[start DATA SECTION]

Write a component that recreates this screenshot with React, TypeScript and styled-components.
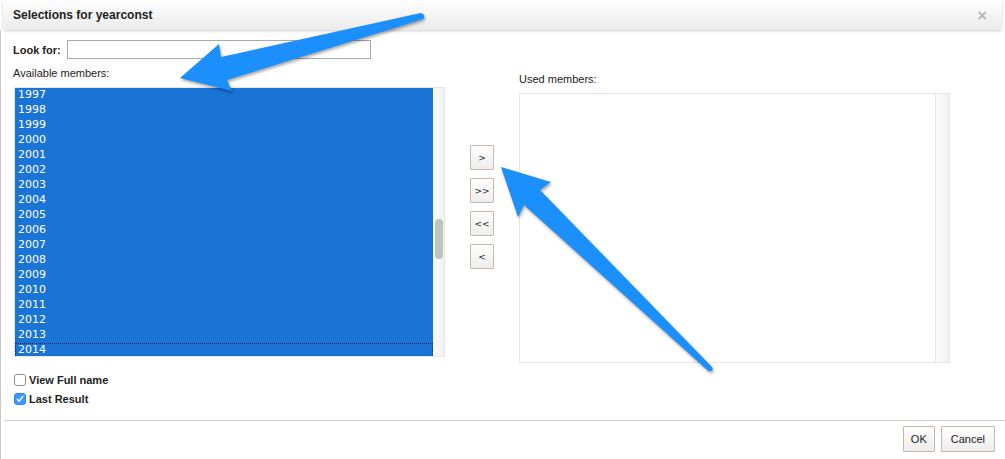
import React from 'react';
import styled, { createGlobalStyle } from 'styled-components';

const GlobalStyle = createGlobalStyle`
  html, body {
    margin: 0;
    padding: 0;
    background: #fff;
  }

  body {
    font-family: 'Liberation Sans', Arial, sans-serif;
    color: #222;
  }
`;

const YEARS = Array.from({ length: 18 }, (_, i) => 1997 + i);

const Dialog = styled.div`
  position: relative;
  width: 1005px;
  height: 459px;
  display: flex;
  flex-direction: column;
  overflow: hidden;
  background: #fff;
`;

const Header = styled.div`
  position: relative;
  z-index: 1;
  height: 30px;
  margin: 0 3px;
  padding: 0 14px 0 10px;
  display: flex;
  align-items: center;
  justify-content: space-between;
  background: linear-gradient(#fefefe, #ebebeb);
  border-radius: 0 0 3px 3px;
  box-shadow: 0 1px 3px rgba(0, 0, 0, 0.2);
`;

const Title = styled.span`
  font-size: 12px;
  font-weight: bold;
  color: #222;
`;

const Close = styled.span`
  font-family: 'DejaVu Sans', sans-serif;
  font-size: 14px;
  font-weight: bold;
  color: #b4b4b4;
  line-height: 1;
`;

const Body = styled.div`
  flex: 1;
  display: flex;
  flex-direction: column;
  border-left: 1px solid #c9c9c9;
`;

const Content = styled.div`
  padding: 10px 0 0 12px;
`;

const SearchRow = styled.div`
  display: flex;
  align-items: center;
  gap: 6px;
  height: 19px;
`;

const FieldLabel = styled.label`
  font-size: 11px;
  font-weight: bold;
`;

const SearchInput = styled.input`
  width: 304px;
  height: 19px;
  box-sizing: border-box;
  border: 1px solid #a9a9a9;
  padding: 0 3px;
  margin: 0;
  outline: none;
`;

const Columns = styled.div`
  display: flex;
  align-items: flex-start;
  margin-top: 7px;
`;

const MemberColumn = styled.div<{ $offset: number; $indent: number }>`
  display: flex;
  flex-direction: column;
  margin-top: ${p => p.$offset}px;

  & > div {
    margin-left: ${p => p.$indent}px;
  }
`;

const ColumnLabel = styled.span`
  font-size: 11px;
  line-height: 14px;
  margin-bottom: 7px;
`;

const ListBox = styled.div`
  width: 431px;
  height: 270px;
  box-sizing: border-box;
  border: 1px solid #e6e6e6;
  display: flex;
`;

const OptionList = styled.div<{ $filled: boolean }>`
  flex: 1;
  overflow: hidden;
  background: ${p => (p.$filled ? '#1a74d6' : '#fff')};
`;

const OptionRow = styled.div<{ $focused?: boolean }>`
  height: 15px;
  line-height: 14px;
  padding-left: 3px;
  font-family: 'DejaVu Sans', Verdana, sans-serif;
  font-size: 11px;
  color: #fff;
  box-sizing: border-box;
  outline: ${p => (p.$focused ? '1px dotted #0b2a66' : 'none')};
  outline-offset: -1px;
`;

const ScrollTrack = styled.div<{ $width: number; $edge: boolean }>`
  width: ${p => p.$width}px;
  border-left: ${p => (p.$edge ? '1px solid #e4e4e4' : 'none')};
  background: linear-gradient(90deg, #fbfbfb, #f1f1f1);
`;

const ScrollThumb = styled.div`
  width: 8px;
  height: 40px;
  margin: 131px 0 0 2px;
  border-radius: 4px;
  background: #c1c1c1;
`;

const MoveButtons = styled.div`
  display: flex;
  flex-direction: column;
  gap: 8px;
  margin: 79px 25px 0 25px;
`;

const MoveButton = styled.button`
  width: 24px;
  height: 25px;
  padding: 0;
  border: 1px solid #c5b7a9;
  border-radius: 1px;
  background: linear-gradient(#fefefe, #ededed);
  font-family: 'DejaVu Sans', sans-serif;
  font-size: 9px;
  color: #222;
`;

const Options = styled.div`
  display: flex;
  flex-direction: column;
  margin-top: 7px;
`;

const OptionLine = styled.label`
  height: 19px;
  display: flex;
  align-items: center;
  gap: 3px;
  margin-left: 1px;
  font-size: 11px;
  font-weight: bold;
`;

const Check = styled.span<{ $checked: boolean }>`
  width: 12px;
  height: 12px;
  box-sizing: border-box;
  display: flex;
  align-items: center;
  justify-content: center;
  border-radius: 3px;
  border: 1px solid ${p => (p.$checked ? '#2f87ef' : '#8f8f8f')};
  background: ${p => (p.$checked ? '#3b99fc' : '#fff')};
`;

const Footer = styled.div`
  margin-top: auto;
  margin-left: 3px;
  padding: 5px 10px 7px;
  border-top: 1px solid #cfcfcf;
  display: flex;
  justify-content: flex-end;
  gap: 6px;
`;

const FooterButton = styled.button<{ $pad: number }>`
  height: 26px;
  padding: 0 ${p => p.$pad}px;
  border: 1px solid #c5b7a9;
  border-radius: 1px;
  background: linear-gradient(#fefefe, #ededed);
  font-family: 'Liberation Sans', Arial, sans-serif;
  font-size: 11px;
  color: #222;
`;

const Annotations = styled.svg`
  position: absolute;
  top: 0;
  left: 0;
  z-index: 5;
  pointer-events: none;
  filter: drop-shadow(1px 2px 1.5px rgba(0, 0, 0, 0.35));
`;

function Checkbox ({ checked }: { checked: boolean }) {
  return (
    <Check $checked={checked}>
      {checked && (
        <svg width='8' height='8' viewBox='0 0 8 8'>
          <path d='M1.3 4.3 L3.2 6.2 L6.8 1.4' fill='none' stroke='#fff' strokeWidth='1.4' strokeLinecap='round' strokeLinejoin='round' />
        </svg>
      )}
    </Check>
  );
}

export default function App () {
  return (
    <Dialog>
      <GlobalStyle />
      <Header>
        <Title>Selections for yearconst</Title>
        <Close>×</Close>
      </Header>
      <Body>
        <Content>
          <SearchRow>
            <FieldLabel>Look for:</FieldLabel>
            <SearchInput type='text' />
          </SearchRow>

          <Columns>
            <MemberColumn $offset={0} $indent={1}>
              <ColumnLabel>Available members:</ColumnLabel>
              <ListBox>
                <OptionList $filled>
                  {YEARS.map(y => (
                    <OptionRow key={y} $focused={y === 2014}>{y}</OptionRow>
                  ))}
                </OptionList>
                <ScrollTrack $width={11} $edge={false}>
                  <ScrollThumb />
                </ScrollTrack>
              </ListBox>
            </MemberColumn>

            <MoveButtons>
              <MoveButton>&gt;</MoveButton>
              <MoveButton>&gt;&gt;</MoveButton>
              <MoveButton>&lt;&lt;</MoveButton>
              <MoveButton>&lt;</MoveButton>
            </MoveButtons>

            <MemberColumn $offset={6} $indent={0}>
              <ColumnLabel>Used members:</ColumnLabel>
              <ListBox>
                <OptionList $filled={false} />
                <ScrollTrack $width={13} $edge />
              </ListBox>
            </MemberColumn>
          </Columns>

          <Options>
            <OptionLine>
              <Checkbox checked={false} />
              View Full name
            </OptionLine>
            <OptionLine>
              <Checkbox checked />
              Last Result
            </OptionLine>
          </Options>
        </Content>

        <Footer>
          <FooterButton $pad={7}>OK</FooterButton>
          <FooterButton $pad={9}>Cancel</FooterButton>
        </Footer>
      </Body>

      <Annotations width='1005' height='459' viewBox='0 0 1005 459'>
        <path
          d='M420.6 12.9 Q425.8 14.2 423.4 19.1 L227 80 L232 91 L180 78 L219 44 L221 57 Z'
          fill='#1b8ffb'
        />
        <path
          d='M501 167 L551 182 L540 190 L712.2 367.2 Q714 371.6 708.4 371 L524 205 L518 217 Z'
          fill='#1b8ffb'
        />
      </Annotations>
    </Dialog>
  );
}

[end DATA SECTION]

(INSTRUCTIONS FOR THE TASK): From the first line of the material down to the line containing "i) => 1997 + i);", inclusive, return each line exactly, skipping any picture.

(RESULT):
Write a component that recreates this screenshot with React, TypeScript and styled-components.
import React from 'react';
import styled, { createGlobalStyle } from 'styled-components';

const GlobalStyle = createGlobalStyle`
  html, body {
    margin: 0;
    padding: 0;
    background: #fff;
  }

  body {
    font-family: 'Liberation Sans', Arial, sans-serif;
    color: #222;
  }
`;

const YEARS = Array.from({ length: 18 }, (_, i) => 1997 + i);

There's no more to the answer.